Pursuant to the requirements of the Securities Exchange Act of 1934 and the Investment Company Act of 1940, as amended, the registrant has duly caused this report to be signed on its behalf by the undersigned, thereunto duly authorized.


(Registrant)  Advisors Series Trust                                                                  


By (Signature and Title)*   /s/ Jeffrey T. Rauman                                             
 Jeffrey T. Rauman, President/Chief Executive Officer/Principal
 Executive Officer

Date   9/6/2019                                                                                                  


Pursuant to the requirements of the Securities Exchange Act of 1934 and the Investment Company Act of 1940, as amended, this report has been signed below by the following persons on behalf of the registrant and in the capacities and on the dates indicated.

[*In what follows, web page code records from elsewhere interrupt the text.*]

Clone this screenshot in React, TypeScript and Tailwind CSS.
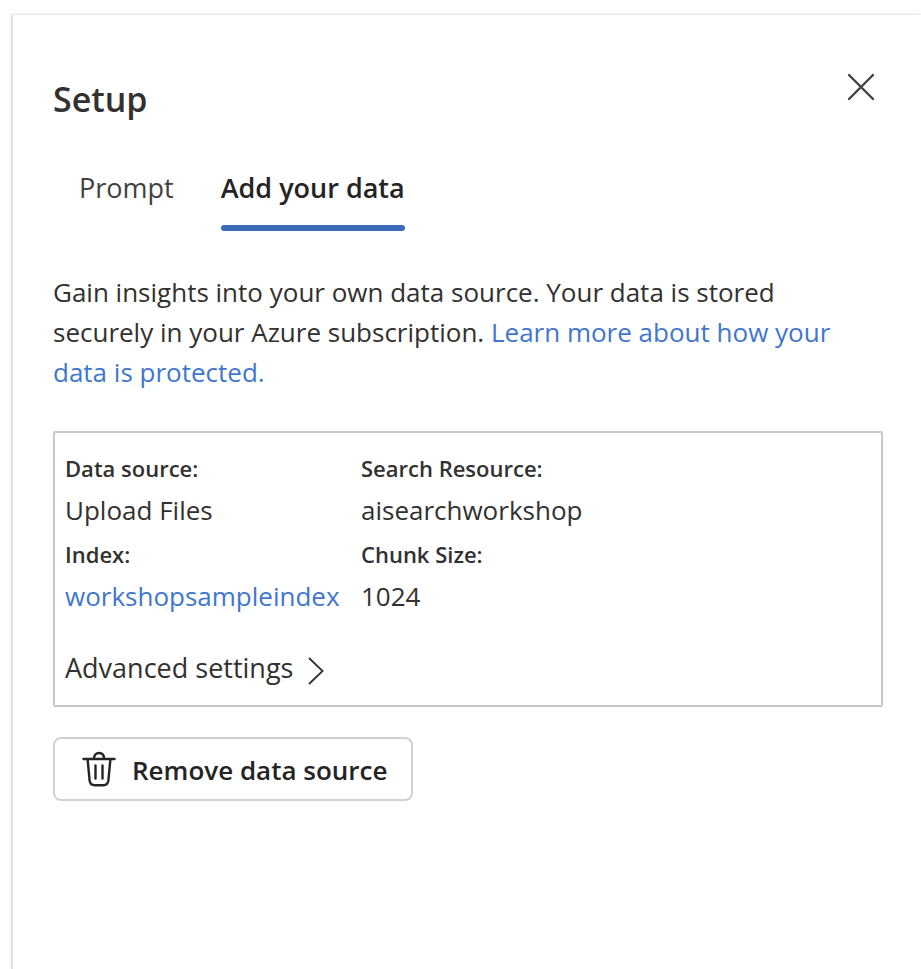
import React, { useState } from "react";

type Field = { label: string; value: string; href?: string };

const fields: Field[] = [
  { label: "Data source:", value: "Upload Files" },
  { label: "Search Resource:", value: "aisearchworkshop" },
  { label: "Index:", value: "workshopsampleindex", href: "#index" },
  { label: "Chunk Size:", value: "1024" },
];

function CloseIcon() {
  return (
    <svg width="28" height="28" viewBox="0 0 28 28" fill="none" stroke="#424242" strokeWidth="2.4" strokeLinecap="round" aria-hidden="true">
      <path d="M2 2L26 26M26 2L2 26" />
    </svg>
  );
}

function ChevronIcon() {
  return (
    <svg width="16" height="28" viewBox="0 0 16 28" fill="none" stroke="#323130" strokeWidth="1.8" aria-hidden="true">
      <path d="M1 1L14.6 14L1 27" />
    </svg>
  );
}

function TrashIcon() {
  return (
    <svg width="34" height="36" viewBox="0 0 34 36" fill="none" stroke="#242424" strokeWidth="2.4" strokeLinecap="round" strokeLinejoin="round" aria-hidden="true">
      <path d="M1.5 8H32.5M12 7.6C12 4 14 2 17 2S22 4 22 7.6" />
      <path d="M5.6 8.2L7.6 29.4C8 32.6 9.8 34.2 12.6 34.2H21.4C24.2 34.2 26 32.6 26.4 29.4L28.4 8.2" />
      <path d="M13.5 14.5V27.5M20.5 14.5V27.5" />
    </svg>
  );
}

function Tab({ label, active, onClick }: { label: string; active: boolean; onClick: () => void }) {
  return (
    <button
      type="button"
      role="tab"
      aria-selected={active}
      onClick={onClick}
      className={
        active
          ? "flex flex-col gap-[17px] text-[27px] leading-10 font-semibold text-[#242424]"
          : "flex flex-col gap-[17px] text-[27px] leading-10 text-[#424242]"
      }
    >
      {label}
      <span className={active ? "h-1.5 w-full rounded-full bg-[#3a6bb8]" : "h-1.5 w-full"} />
    </button>
  );
}

export default function App() {
  const [tab, setTab] = useState("Add your data");
  return (
    <div className="flex min-h-screen flex-col bg-white pt-[15px] pl-[11px] font-['Open_Sans','Noto_Sans',sans-serif] text-[26px] leading-10 text-[#323130]">
      <main className="grow border-l-2 border-[#e0e0e0] pr-[38px] pb-10 pl-10 shadow-[0_-1px_2px_rgba(0,0,0,0.12)]">
        <header className="flex items-start justify-between pt-[58px] pr-2">
          <h1 className="text-[34px] leading-[52px] font-semibold">Setup</h1>
          <button type="button" aria-label="Close">
            <CloseIcon />
          </button>
        </header>

        <div role="tablist" className="mt-[43px] flex gap-[47px] pl-[26px]">
          {["Prompt", "Add your data"].map((name) => (
            <Tab key={name} label={name} active={tab === name} onClick={() => setTab(name)} />
          ))}
        </div>

        <p className="mt-[41px] pr-6">
          Gain insights into your own data source. Your data is stored securely in your Azure subscription.{" "}
          <a href="#learn" className="text-[#3f76d0]">
            Learn more about how your data is protected.
          </a>
        </p>

        <section className="mt-[39px] rounded-xs border-2 border-[#c8c8c8] px-2.5 pt-[13px] pb-[17px]">
          <dl className="grid grid-cols-[276px_1fr] gap-x-5 gap-y-0.5">
            {fields.map((f) => (
              <div key={f.label}>
                <dt className="text-[22px] leading-11 font-semibold">{f.label}</dt>
                <dd>
                  {f.href ? (
                    <a href={f.href} className="text-[#3f76d0]">
                      {f.value}
                    </a>
                  ) : (
                    f.value
                  )}
                </dd>
              </div>
            ))}
          </dl>
          <button type="button" className="mt-8 flex items-center gap-[15px] text-[27px]">
            Advanced settings
            <span className="pt-1.5">
              <ChevronIcon />
            </span>
          </button>
        </section>

        <button
          type="button"
          className="mt-[30px] flex h-16 items-center gap-4 rounded-lg border-2 border-[#d1d1d1] pr-6 pl-[27px] font-semibold text-[#242424]"
        >
          <TrashIcon />
          <span className="pt-0.5">Remove data source</span>
        </button>
      </main>
    </div>
  );
}
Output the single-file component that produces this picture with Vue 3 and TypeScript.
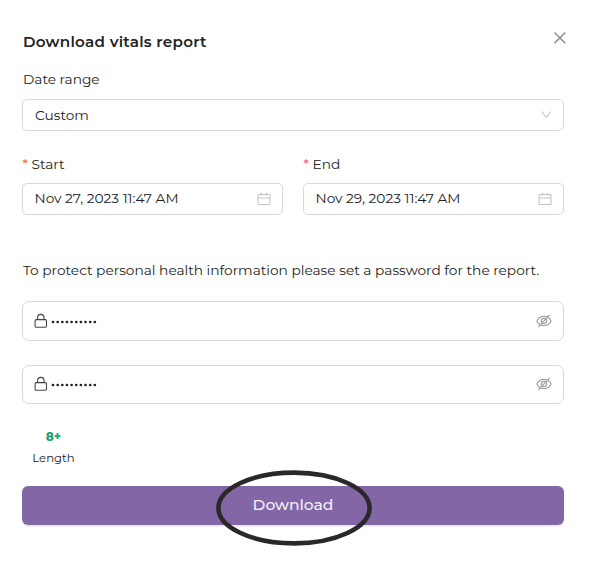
<script setup lang="ts">
import { ref } from 'vue'

interface DateField { label: string; value: string }

const range = ref('Custom')
const dates = ref<DateField[]>([
  { label: 'Start', value: 'Nov 27, 2023 11:47 AM' },
  { label: 'End', value: 'Nov 29, 2023 11:47 AM' },
])
const dotPositions = Array.from({ length: 10 }, (_, i) => 2 + i * 4.65)
const passwords = ['password', 'confirm']
</script>

<template>
  <main class="dialog">
    <header class="head">
      <h1>Download vitals report</h1>
      <svg class="close" viewBox="0 0 14 14"><path d="M1.5 1.5 12.3 12.3M12.3 1.5 1.5 12.3" /></svg>
    </header>

    <div class="label range-label">Date range</div>
    <div class="field select">
      <span>{{ range }}</span>
      <svg class="chevron" viewBox="0 0 12 10"><path d="M1.8 1.5 6.3 7.6 10.8 1.5" /></svg>
    </div>

    <div class="dates">
      <div v-for="d in dates" :key="d.label" class="date">
        <div class="label"><span class="star">*</span><span>{{ d.label }}</span></div>
        <div class="field picker">
          <span>{{ d.value }}</span>
          <svg class="calendar" viewBox="0 0 14 14">
            <path d="M1 2.5h12v10H1zM1 6h12M4.2.7v3M9.8.7v3" />
          </svg>
        </div>
      </div>
    </div>

    <p class="note">To protect personal health information please set a password for the report.</p>

    <div v-for="p in passwords" :key="p" class="field password" :class="p">
      <svg class="lock" viewBox="0 0 14 16">
        <rect x="1.1" y="6.6" width="11.4" height="7.6" rx="1.2" />
        <path d="M3.6 6.5V4.6a3.2 3.2 0 0 1 6.4 0v1.9" />
      </svg>
      <svg class="dots" viewBox="0 0 48 4">
        <circle v-for="x in dotPositions" :key="x" :cx="x" cy="2" r="1.35" />
      </svg>
      <svg class="eye" viewBox="0 0 16 14">
        <path d="M.9 7C3.8.9 12.2.9 15.1 7 12.2 13.1 3.8 13.1.9 7Z" />
        <circle cx="8" cy="7" r="2.7" />
        <path d="M13.6.9 2.4 13" />
      </svg>
    </div>

    <div class="rule">
      <strong>8+</strong>
      <span>Length</span>
    </div>

    <button class="download" type="button">
      Download
      <svg class="ring" viewBox="0 0 158 78"><ellipse cx="79" cy="39" rx="75.6" ry="35.4" /></svg>
    </button>
  </main>
</template>

<style>
body { background: #fff; }
</style>

<style scoped>
.dialog {
  box-sizing: border-box;
  width: 603px;
  height: 579px;
  padding: 27px 39px 0 22px;
  font-family: Montserrat, Inter, sans-serif;
  font-size: 13.72px;
  line-height: 20px;
  white-space: nowrap;
  color: #222;
}
svg { display: block; flex: none; fill: none; overflow: visible; }
.head { display: flex; justify-content: space-between; height: 30px; }
h1 { margin: 0; padding-left: 1px; font-size: 15.2px; letter-spacing: 0.25px; line-height: 30px; font-weight: 600; color: #222; }
.close { width: 14px; height: 14px; margin: 4px -3px 0 0; stroke: #888; stroke-width: 1.4; }
.label { display: flex; height: 20px; padding-left: 1px; }
.range-label { margin-top: 12px; }
.field {
  box-sizing: border-box;
  display: flex;
  align-items: center;
  justify-content: space-between;
  border: 1px solid #d9d9d9;
  border-radius: 5px;
  padding: 0 11px 0 12px;
}
.select { height: 32px; margin-top: 10px; padding-bottom: 1px; }
.chevron { width: 12px; height: 10px; stroke: #b8b8b8; stroke-width: 1; }
.dates { display: grid; grid-template-columns: 261px 261px; justify-content: space-between; margin-top: 23px; }
.date .label { padding-left: 0.5px; }
.star { width: 9px; color: #f04a35; }
.picker { height: 32px; margin-top: 9px; padding: 0 11px 2px 11.5px; }
.calendar { width: 14px; height: 14px; margin-top: 2px; stroke: #c2c2c2; stroke-width: 1; }
.note { margin: 45px 0 0; padding-left: 1px; height: 20px; }
.password { height: 40px; margin-top: 21px; border-radius: 7px; }
.password.confirm { height: 39px; margin-top: 24px; padding-bottom: 1px; }
.lock { width: 14px; height: 16px; margin-right: 2px; margin-left: -1px; stroke: #444; stroke-width: 1.1; }
.dots { width: 48px; height: 4px; margin: 2px auto 0 1px; fill: #222; }
.eye { width: 16px; height: 14px; stroke: #a3a3a3; stroke-width: 1.2; }
.rule { display: flex; flex-direction: column; align-items: center; width: 63px; height: 59px; margin-top: 23px; font-size: 11.7px; }
.rule strong { height: 21px; font-size: 12px; font-weight: 800; color: #27a376; }
.download {
  position: relative;
  display: flex;
  justify-content: center;
  width: 542px;
  height: 39px;
  margin: 0;
  padding: 0;
  border: 0;
  border-radius: 6px;
  background: #8266a6;
  box-shadow: 0 2px 0 #f0ebf4;
  font-family: inherit;
  font-size: 15.5px;
  font-weight: 500;
  line-height: 38px;
  color: #f4f0f8;
}
.ring { position: absolute; left: 193px; top: -17px; width: 158px; height: 78px; stroke: #2c2829; stroke-width: 4.6; }
</style>
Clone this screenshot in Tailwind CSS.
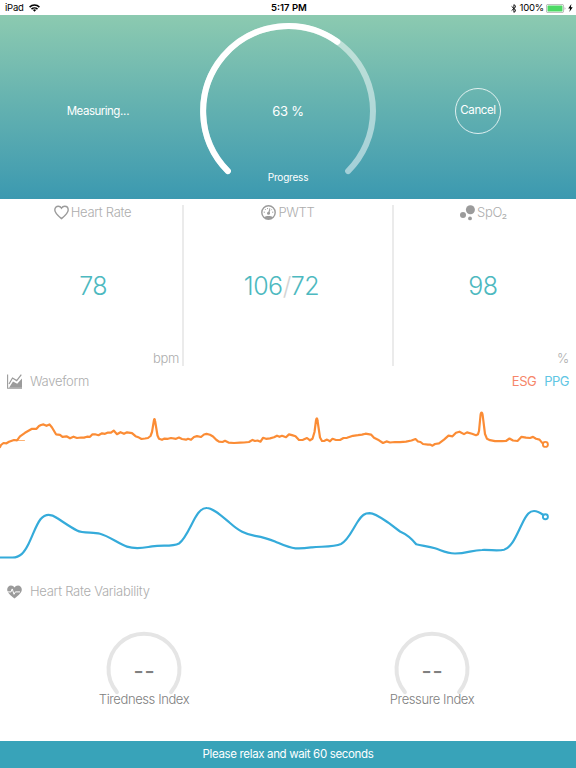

By (Signature and Title)*   /s/ Jeffrey T. Rauman                                             
 Jeffrey T. Rauman, President/Chief Executive Officer/Principal
 Executive Officer

Date   9/6/2019                                                                                                  


By (Signature and Title)*  /s/ Cheryl L. King                                                       
Cheryl L. King, Vice President/Treasurer/Principal Financial
Officer

Date   9/9/2019                                                                                                  

* Print the name and title of each signing officer under his or her signature.